Written exercise: In the material below, list every line carrying the string "index".

Records shown:

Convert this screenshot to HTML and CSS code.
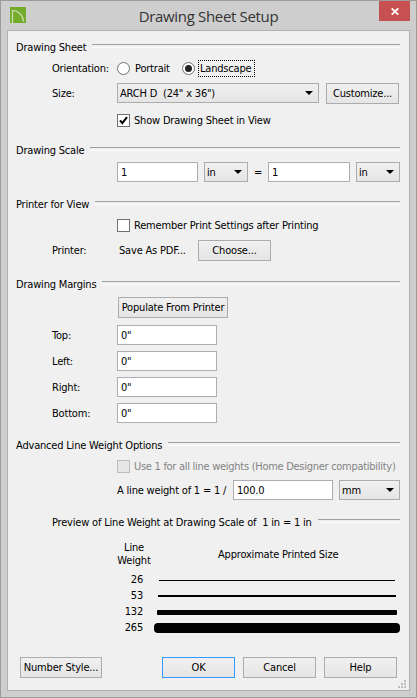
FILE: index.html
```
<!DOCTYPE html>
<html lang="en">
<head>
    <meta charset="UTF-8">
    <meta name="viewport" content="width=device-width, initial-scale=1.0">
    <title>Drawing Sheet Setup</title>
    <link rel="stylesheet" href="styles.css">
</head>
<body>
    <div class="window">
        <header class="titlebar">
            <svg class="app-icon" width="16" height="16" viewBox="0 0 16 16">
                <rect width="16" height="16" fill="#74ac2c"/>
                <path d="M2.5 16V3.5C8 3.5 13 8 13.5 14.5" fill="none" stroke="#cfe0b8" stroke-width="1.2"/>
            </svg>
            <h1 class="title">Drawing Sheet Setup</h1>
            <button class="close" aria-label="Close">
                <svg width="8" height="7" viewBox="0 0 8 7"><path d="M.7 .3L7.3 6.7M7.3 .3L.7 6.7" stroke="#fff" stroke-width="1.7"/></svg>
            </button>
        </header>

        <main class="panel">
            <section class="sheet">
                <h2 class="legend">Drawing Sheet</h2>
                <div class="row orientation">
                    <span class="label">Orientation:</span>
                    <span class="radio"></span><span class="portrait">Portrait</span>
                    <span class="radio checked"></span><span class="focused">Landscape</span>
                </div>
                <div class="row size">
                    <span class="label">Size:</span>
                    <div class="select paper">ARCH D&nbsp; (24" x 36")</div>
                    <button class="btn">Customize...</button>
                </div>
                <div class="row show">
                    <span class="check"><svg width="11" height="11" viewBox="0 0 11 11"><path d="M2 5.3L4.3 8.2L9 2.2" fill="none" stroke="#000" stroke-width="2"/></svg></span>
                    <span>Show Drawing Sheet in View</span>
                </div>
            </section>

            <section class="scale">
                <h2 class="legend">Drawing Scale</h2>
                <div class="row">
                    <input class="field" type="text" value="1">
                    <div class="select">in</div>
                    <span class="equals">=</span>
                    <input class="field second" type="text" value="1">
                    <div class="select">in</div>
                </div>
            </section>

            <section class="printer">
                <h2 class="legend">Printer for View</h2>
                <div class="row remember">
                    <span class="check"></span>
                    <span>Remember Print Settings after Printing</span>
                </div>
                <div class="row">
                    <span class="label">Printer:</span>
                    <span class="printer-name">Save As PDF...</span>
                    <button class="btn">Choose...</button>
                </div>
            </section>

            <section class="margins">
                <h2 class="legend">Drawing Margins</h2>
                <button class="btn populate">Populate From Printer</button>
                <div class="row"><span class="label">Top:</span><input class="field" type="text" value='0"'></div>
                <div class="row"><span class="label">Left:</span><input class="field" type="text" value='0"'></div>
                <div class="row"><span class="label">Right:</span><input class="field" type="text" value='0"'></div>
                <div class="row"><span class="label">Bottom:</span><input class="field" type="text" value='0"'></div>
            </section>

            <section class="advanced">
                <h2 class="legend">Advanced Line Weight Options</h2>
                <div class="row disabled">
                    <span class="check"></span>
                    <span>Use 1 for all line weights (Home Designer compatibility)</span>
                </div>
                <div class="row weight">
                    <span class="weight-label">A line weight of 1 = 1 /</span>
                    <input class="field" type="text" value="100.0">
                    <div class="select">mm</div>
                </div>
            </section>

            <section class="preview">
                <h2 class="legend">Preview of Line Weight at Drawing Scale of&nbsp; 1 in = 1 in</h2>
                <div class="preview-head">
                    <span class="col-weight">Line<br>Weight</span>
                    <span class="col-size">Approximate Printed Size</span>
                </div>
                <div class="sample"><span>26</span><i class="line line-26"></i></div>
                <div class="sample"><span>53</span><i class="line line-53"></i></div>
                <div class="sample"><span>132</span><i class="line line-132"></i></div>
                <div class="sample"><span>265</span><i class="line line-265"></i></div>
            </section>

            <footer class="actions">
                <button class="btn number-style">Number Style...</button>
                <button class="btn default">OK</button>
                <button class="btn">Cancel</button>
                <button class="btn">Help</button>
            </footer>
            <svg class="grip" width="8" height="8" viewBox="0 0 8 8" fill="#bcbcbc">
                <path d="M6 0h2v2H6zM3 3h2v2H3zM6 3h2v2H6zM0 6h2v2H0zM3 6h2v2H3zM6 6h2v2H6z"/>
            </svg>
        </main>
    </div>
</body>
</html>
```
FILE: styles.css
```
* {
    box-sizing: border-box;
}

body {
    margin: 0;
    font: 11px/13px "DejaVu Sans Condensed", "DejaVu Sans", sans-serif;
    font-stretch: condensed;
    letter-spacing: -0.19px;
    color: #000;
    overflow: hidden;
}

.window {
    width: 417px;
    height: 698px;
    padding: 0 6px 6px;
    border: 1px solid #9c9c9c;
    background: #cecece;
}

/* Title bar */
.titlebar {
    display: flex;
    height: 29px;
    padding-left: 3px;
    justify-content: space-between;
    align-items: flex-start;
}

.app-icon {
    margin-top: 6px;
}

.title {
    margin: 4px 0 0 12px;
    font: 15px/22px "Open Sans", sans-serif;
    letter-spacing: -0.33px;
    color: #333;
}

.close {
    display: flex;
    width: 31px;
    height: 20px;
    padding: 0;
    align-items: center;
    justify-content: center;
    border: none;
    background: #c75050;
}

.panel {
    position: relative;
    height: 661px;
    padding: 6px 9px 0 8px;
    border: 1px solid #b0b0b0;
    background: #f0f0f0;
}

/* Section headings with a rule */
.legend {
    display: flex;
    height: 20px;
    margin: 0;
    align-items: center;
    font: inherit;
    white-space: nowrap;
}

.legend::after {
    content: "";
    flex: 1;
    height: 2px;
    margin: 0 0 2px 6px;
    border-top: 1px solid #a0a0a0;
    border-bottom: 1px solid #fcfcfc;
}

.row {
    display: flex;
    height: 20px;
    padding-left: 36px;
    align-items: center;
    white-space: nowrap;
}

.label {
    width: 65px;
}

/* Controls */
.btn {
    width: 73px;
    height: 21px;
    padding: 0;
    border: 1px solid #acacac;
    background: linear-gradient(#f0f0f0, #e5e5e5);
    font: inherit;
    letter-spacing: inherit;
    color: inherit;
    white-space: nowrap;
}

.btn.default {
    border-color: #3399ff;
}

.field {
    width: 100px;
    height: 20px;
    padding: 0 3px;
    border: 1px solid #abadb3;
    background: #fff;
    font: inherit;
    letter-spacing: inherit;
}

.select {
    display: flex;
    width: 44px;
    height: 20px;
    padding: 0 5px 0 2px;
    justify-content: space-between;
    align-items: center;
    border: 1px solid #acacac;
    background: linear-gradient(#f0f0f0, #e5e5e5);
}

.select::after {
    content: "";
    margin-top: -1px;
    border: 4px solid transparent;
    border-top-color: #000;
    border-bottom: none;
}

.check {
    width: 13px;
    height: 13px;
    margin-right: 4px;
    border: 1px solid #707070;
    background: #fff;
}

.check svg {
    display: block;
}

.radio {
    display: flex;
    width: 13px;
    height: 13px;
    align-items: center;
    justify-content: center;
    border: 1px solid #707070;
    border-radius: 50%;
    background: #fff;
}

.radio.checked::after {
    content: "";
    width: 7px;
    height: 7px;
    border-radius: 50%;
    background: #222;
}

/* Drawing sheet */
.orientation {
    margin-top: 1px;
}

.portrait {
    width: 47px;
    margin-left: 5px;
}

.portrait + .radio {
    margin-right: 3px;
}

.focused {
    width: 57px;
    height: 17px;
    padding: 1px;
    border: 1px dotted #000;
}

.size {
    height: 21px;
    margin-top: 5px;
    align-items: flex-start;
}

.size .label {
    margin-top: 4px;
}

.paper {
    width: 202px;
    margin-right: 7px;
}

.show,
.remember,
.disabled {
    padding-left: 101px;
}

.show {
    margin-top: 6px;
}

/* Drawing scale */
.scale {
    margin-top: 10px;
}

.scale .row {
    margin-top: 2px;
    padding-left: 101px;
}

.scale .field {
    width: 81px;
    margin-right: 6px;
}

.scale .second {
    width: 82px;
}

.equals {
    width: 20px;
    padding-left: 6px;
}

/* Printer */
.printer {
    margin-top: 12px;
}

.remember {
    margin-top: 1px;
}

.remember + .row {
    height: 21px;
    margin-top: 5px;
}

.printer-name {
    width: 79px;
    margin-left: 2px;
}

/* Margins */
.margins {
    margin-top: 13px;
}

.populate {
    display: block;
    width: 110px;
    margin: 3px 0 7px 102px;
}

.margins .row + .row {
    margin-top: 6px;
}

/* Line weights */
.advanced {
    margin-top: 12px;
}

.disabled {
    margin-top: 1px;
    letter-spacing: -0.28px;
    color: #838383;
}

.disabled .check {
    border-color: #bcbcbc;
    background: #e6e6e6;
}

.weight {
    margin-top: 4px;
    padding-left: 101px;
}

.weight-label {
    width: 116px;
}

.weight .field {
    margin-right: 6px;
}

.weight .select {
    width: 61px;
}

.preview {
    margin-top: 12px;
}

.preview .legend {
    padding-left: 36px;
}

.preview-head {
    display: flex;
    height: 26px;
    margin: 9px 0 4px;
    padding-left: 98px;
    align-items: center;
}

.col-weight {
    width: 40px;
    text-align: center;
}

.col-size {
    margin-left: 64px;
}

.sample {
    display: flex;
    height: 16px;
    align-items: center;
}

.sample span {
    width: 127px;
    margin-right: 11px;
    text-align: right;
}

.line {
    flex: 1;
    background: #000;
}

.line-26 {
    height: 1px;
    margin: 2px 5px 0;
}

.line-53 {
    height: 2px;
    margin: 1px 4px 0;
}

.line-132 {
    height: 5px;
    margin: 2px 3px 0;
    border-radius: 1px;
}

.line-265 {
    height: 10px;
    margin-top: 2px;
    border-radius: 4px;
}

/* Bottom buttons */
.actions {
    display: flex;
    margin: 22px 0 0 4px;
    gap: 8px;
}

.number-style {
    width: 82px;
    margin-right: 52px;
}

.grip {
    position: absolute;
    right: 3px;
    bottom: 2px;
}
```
* * *
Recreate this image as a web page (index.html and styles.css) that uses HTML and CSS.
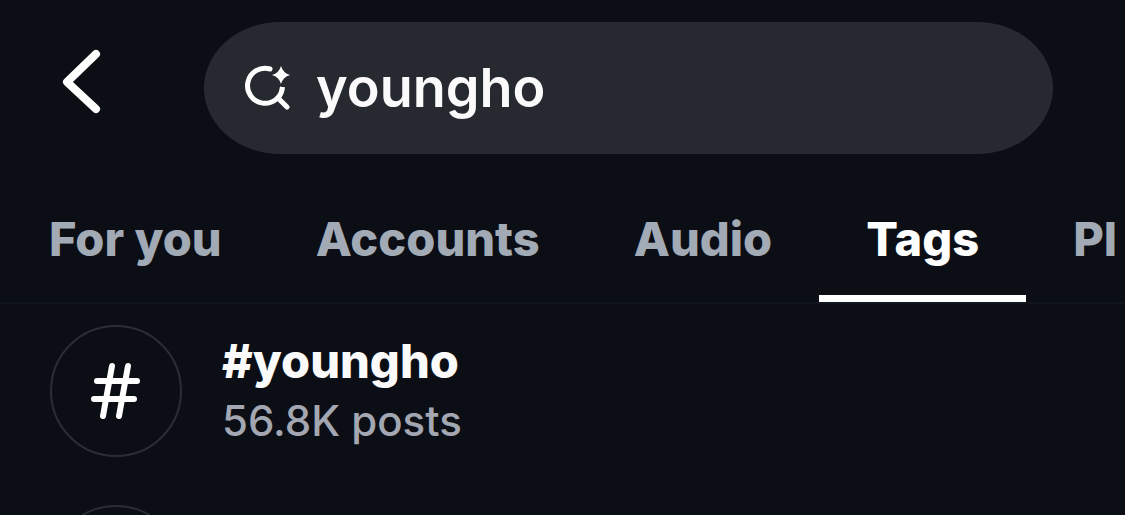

Correct answer:
FILE: index.html
Recreate this image as a web page (index.html and styles.css) that uses HTML and CSS.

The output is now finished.